Tuesday 24 February 2015

Use All Possible Methods to Reduce Costs

You are now the proud owner of your dream house and you got it financed by negotiating a mortgage. For this you might have had to take out a private mortgage insurance (PMI). Usually annual mortgage insurance cost is between 0.5% and 1% of the loan amount. If you were able to negotiate get a policy with a declining term or could inveigle a policy which has the lowest premium; that is wonderful news. Otherwise, you need to look at other means of lowering your costs. You might have even made a down payment of 20% when taking out the mortgage loan. Remember, some lenders offer a considerable discount if you make a lump payment upfront.

Some Other Ways to Effect Savings

In case, you were unable to do so, look to some other ways of reducing costs or cancelling the PMI early. One way would be to make early and larger payments towards the loan to ensure that you build an equity of 20% or more.

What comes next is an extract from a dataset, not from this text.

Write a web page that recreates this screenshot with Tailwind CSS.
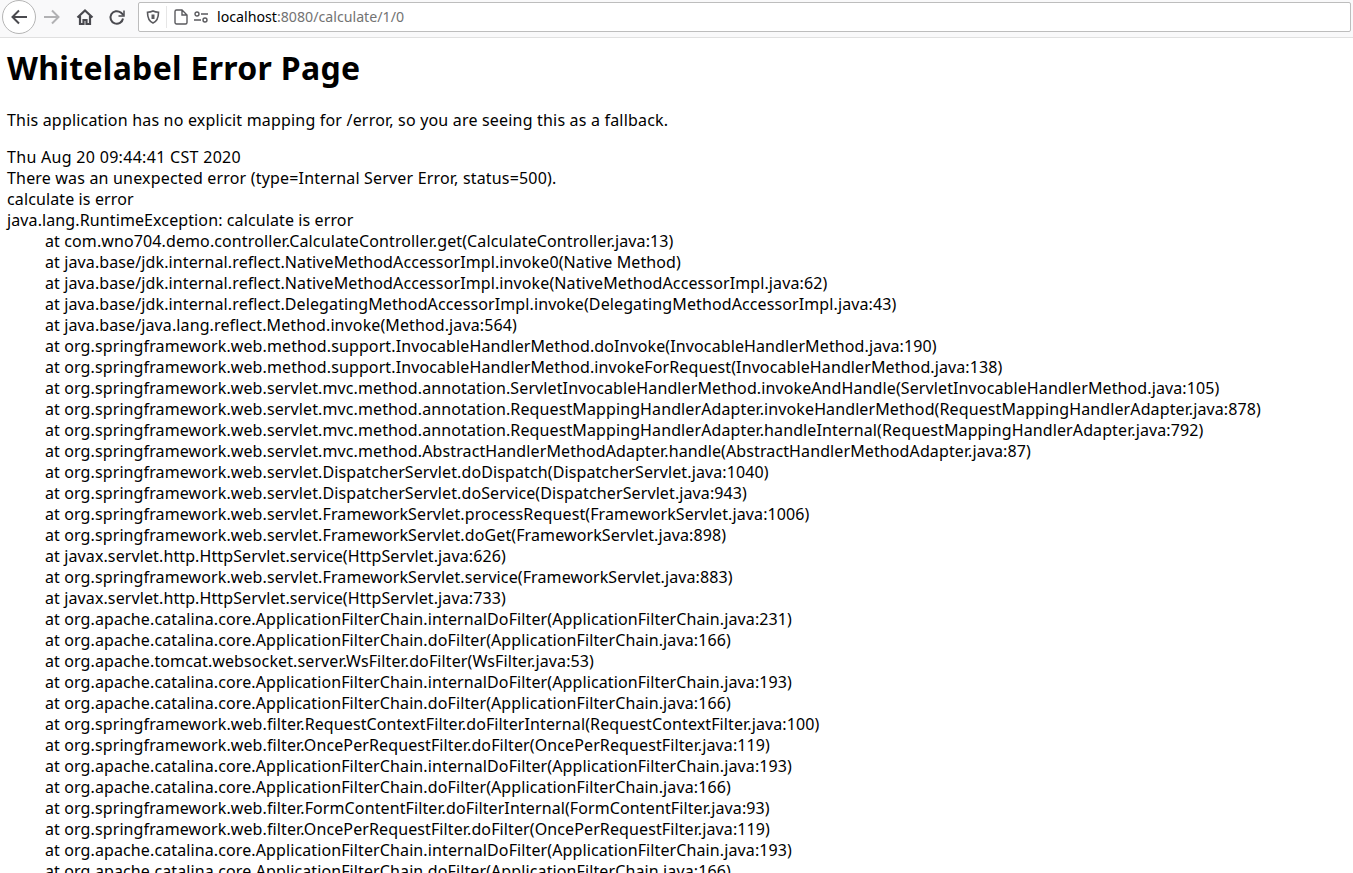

Then you can choose to go for mortgage refinance when PMI can’t be cancelled by early repayments. A refinance simply means taking out a new loan while paying off the existing loan. Sometimes you might receive some cash (converted home equity) in the process. However, cancelling PMI is not the only reason you might want to refinance.

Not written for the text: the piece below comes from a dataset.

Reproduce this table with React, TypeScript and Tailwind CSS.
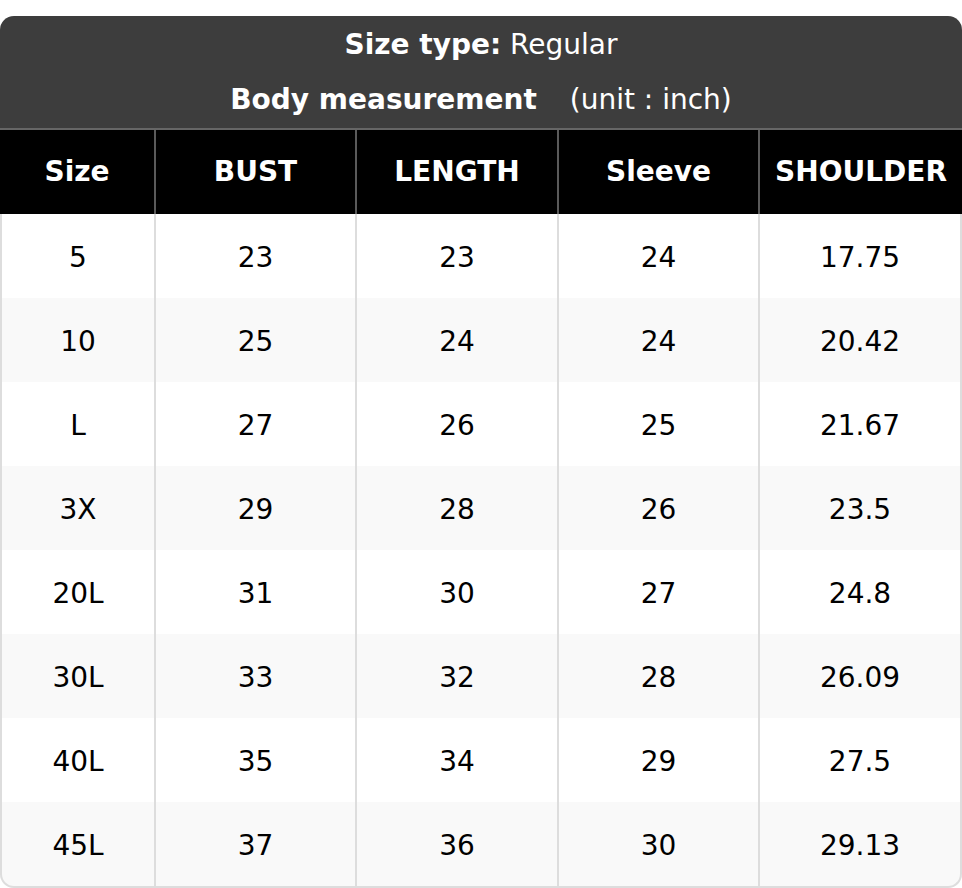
const COLS = ["Size", "BUST", "LENGTH", "Sleeve", "SHOULDER"];

const ROWS: string[][] = [
  ["5", "23", "23", "24", "17.75"],
  ["10", "25", "24", "24", "20.42"],
  ["L", "27", "26", "25", "21.67"],
  ["3X", "29", "28", "26", "23.5"],
  ["20L", "31", "30", "27", "24.8"],
  ["30L", "33", "32", "28", "26.09"],
  ["40L", "35", "34", "29", "27.5"],
  ["45L", "37", "36", "30", "29.13"],
];

const grid = "grid grid-cols-[156px_201px_202px_201px_1fr]";

export default function App() {
  return (
    <div className="min-h-[888px] bg-white pt-4 font-['DejaVu_Sans',sans-serif] text-[28px]">
      <div className="rounded-t-[14px] bg-[#3d3d3d] pt-[1px] text-center text-white">
        <div className="h-[55px] leading-[55px]">
          <span className="font-bold">Size type:</span> Regular
        </div>
        <div className="h-[56px] leading-[55px]">
          <span className="font-bold">Body measurement</span>
          <span className="ml-[24px]"> (unit : inch)</span>
        </div>
      </div>

      <div className={`${grid} border-t-2 border-[#666] bg-black font-bold text-white`}>
        {COLS.map((c, i) => (
          <div
            key={c}
            className={`flex h-[84px] items-center justify-center ${i < COLS.length - 1 ? "border-r-2 border-[#5a5a5a]" : ""}`}
          >
            {c}
          </div>
        ))}
      </div>

      {ROWS.map((row, r) => {
        const last = r === ROWS.length - 1;
        return (
          <div key={r} className={`${grid} ${r % 2 ? "bg-[#f9f9f9]" : "bg-white"} ${last ? "rounded-b-[14px]" : ""} text-black`}>
            {row.map((v, i) => (
              <div
                key={i}
                className={[
                  "flex items-center justify-center border-[#dddddd] pt-[3px]",
                  last ? "h-[86px] border-b-2" : "h-[84px]",
                  i === 0 ? "border-l-2" : "",
                  "border-r-2",
                  last && i === 0 ? "rounded-bl-[14px]" : "",
                  last && i === row.length - 1 ? "rounded-br-[14px]" : "",
                ].join(" ")}
              >
                {v}
              </div>
            ))}
          </div>
        );
      })}
    </div>
  );
}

If rates have dropped since you last financed your home, you may want to consider refinancing. You might also be wanting to lower interest rates or want to cash out (extract equity). If you want to extract cash equity in your home for home improvement, building an education fund or consolidating debt, you might choose to refinance. Whatever may be the scenario, you will have to provide the lender with detailed documentation of the property, your employment and financial history for refinancing.

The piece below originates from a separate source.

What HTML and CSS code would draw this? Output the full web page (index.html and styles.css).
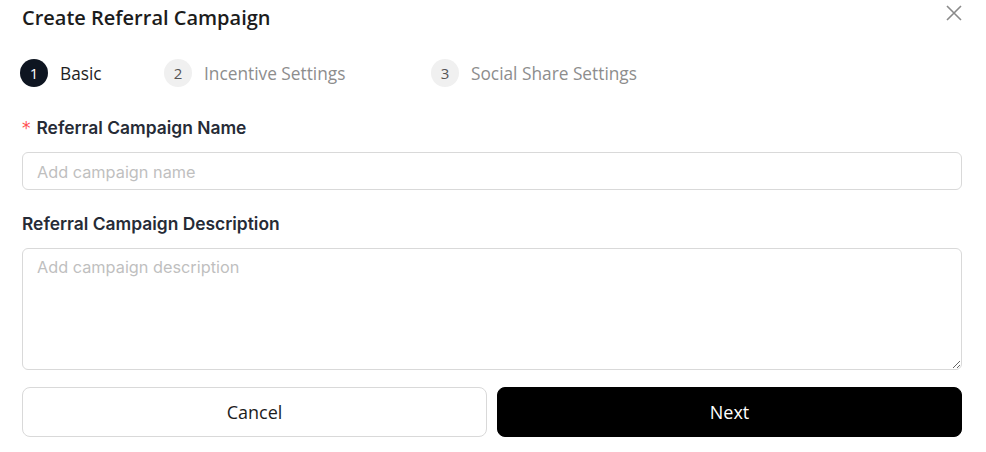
FILE: index.html
```html
<!DOCTYPE html>
<html>
<head>
<meta charset="utf-8">
<link rel="stylesheet" href="styles.css">
</head>
<body>
<div class="modal">
  <div class="header">
    <h1 class="title">Create Referral Campaign</h1>
    <button class="close" aria-label="Close">
      <svg width="16" height="16" viewBox="0 0 16 16"><path d="M1 1L15 15M15 1L1 15" stroke="#8a8a8a" stroke-width="1.6" fill="none"/></svg>
    </button>
  </div>
  <div class="steps">
    <div class="step step-1 active"><span class="num">1</span><span class="label">Basic</span></div>
    <div class="step step-2"><span class="num">2</span><span class="label">Incentive Settings</span></div>
    <div class="step"><span class="num">3</span><span class="label">Social Share Settings</span></div>
  </div>
  <div class="field field-name">
    <label class="flabel"><span class="req">*</span>Referral Campaign Name</label>
    <input class="input" type="text" placeholder="Add campaign name">
  </div>
  <div class="field field-desc">
    <label class="flabel">Referral Campaign Description</label>
    <textarea class="textarea" placeholder="Add campaign description"></textarea>
  </div>
  <div class="actions">
    <button class="btn btn-cancel">Cancel</button>
    <button class="btn btn-next">Next</button>
  </div>
</div>
</body>
</html>
```
FILE: styles.css
```css
* { box-sizing: border-box; }
html, body { margin: 0; padding: 0; background: #fff; }
body { width: 986px; height: 452px; overflow: hidden; }
.modal { padding: 4px 24px 0 22px; font-family: "Open Sans", sans-serif; }
.header { display: flex; justify-content: space-between; align-items: flex-start; height: 54px; }
.title { margin: 0; font-size: 20px; font-weight: 600; color: #1c1c1c; line-height: 28px; }
.close { border: none; background: none; padding: 0; margin: 1px 0 0 0; width: 16px; height: 16px; cursor: pointer; display: block; }
.close svg { display: block; }
.steps { display: flex; align-items: center; height: 30px; margin: 0 0 0 -2px; }
.step { display: flex; align-items: center; gap: 12px; }
.step-1 { width: 144px; }
.step-2 { width: 267px; }
.num { width: 28px; height: 28px; border-radius: 50%; background: #f0f0f0; color: #555; font-size: 15px; display: flex; align-items: center; justify-content: center; }
.label { font-size: 17.3px; color: #8d8d8d; }
.active .num { background: #0e1521; color: #fff; }
.active .label { color: #1e1e1e; }
.field-name { margin-top: 28px; }
.field-desc { margin-top: 22px; }
.flabel { display: block; font-family: Inter, sans-serif; font-size: 17.4px; font-weight: 600; color: #262b36; line-height: 22px; height: 23px; padding-top: 1px; margin-bottom: 13px; letter-spacing: 0; }
.req { color: #ff4d4f; margin-right: 6px; font-family: "DejaVu Sans", sans-serif; font-size: 17px; font-weight: 400; line-height: 20px; }
.input, .textarea { display: block; width: 100%; border: 1px solid #d9d9d9; border-radius: 6px; font-family: Inter, sans-serif; font-size: 16.3px; color: #333; padding: 0 14px; outline: none; background: #fff; }
.input { height: 38px; padding-top: 1px; }
.textarea { height: 122px; padding-top: 8px; resize: vertical; }
.input::placeholder, .textarea::placeholder { color: #bfbfbf; }
.actions { display: flex; gap: 10px; margin-top: 17px; }
.btn { flex: 1; height: 50px; border-radius: 8px; font-family: "Open Sans", sans-serif; font-size: 18px; cursor: pointer; }
.btn-cancel { background: #fff; border: 1px solid #d9d9d9; color: #1c1c1c; }
.btn-next { background: #000; border: 1px solid #000; color: #fff; }
```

Take a Long, Hard Look before Refinancing

Different configurations of mortgages can be confusing, especially for someone who is not in-the-know of financial jargon. Many of our monthly expenses, such as utilities, gas for our car, and food change a bit from month to month. Yet when it comes to finding ways to cut back our expenses we tend to focus on those rather than fixed expenses like our mortgage payments. Since potential benefits to mortgage refinance vary on a case-by-case basis, just keep in mind that, if rates are about the same and if you have the same or a worse credit score, you are unlikely to be able to qualify for a lower interest rate than you have now.